Is the rebound in base metal prices overdone? The jury is out, but RBC Capital Markets analysts Fraser Phillips, Adam Schatzker and Robin Kozar are still relatively upbeat on the long-term prospects for most of the metals. In a note to clients on Monday, they laid out their thoughts for each one.
Aluminum: Downside risk is limited from here, as the current spot price is at the 95th percentile of their 2009 cost curve, and is very low in real terms versus inventories as weeks of consumption. But high inventories and capacity could restrain any price increases. Their long-term price target is US90¢ a pound.
Copper: Global copper inventories continue to increase, and that points to downward pressure in the short term. But the analysts expect copper to be in deficit starting next year, with inventories dropping "below critical levels." They expect average prices to rise to US$3.00 a pound in 2012 and US$3.25 a pound in 2013, though their long-term price is a more modest US$1.75.
Molybdenum: Prices are correcting after a dramatic run-up early this year, as no one but China wants to buy very much. The analysts expect further downside risk over the next three to six months, followed by a dramatic rebound in 2010 and 2011 when demand recovers. The long-term price forecast is still a relatively modest US$11.00 a pound.
Nickel: This is one metal that they are not too excited about. In the short term, labour troubles in Sudbury should provide support to prices.
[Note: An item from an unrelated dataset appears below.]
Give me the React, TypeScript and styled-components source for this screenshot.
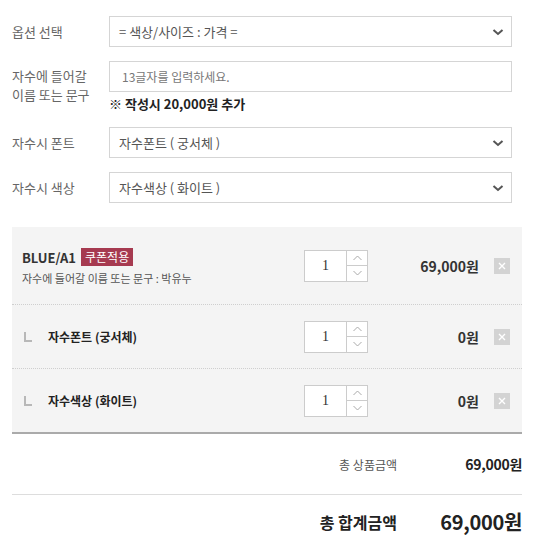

But given high inventory levels, they do not think this rally is sustainable unless demand outside of China picks up. They expect prices to fall in the fourth quarter, and remain constrained as idle capacity around the world comes online. Their long-term forecast is US$7.50 a pound.
Zinc: Some downside risk is possible in the near term as the price is high based on technical parameters. But a shortage of mine supply should tighten up the market over the next few years. Their long-term target is US90¢ a pound.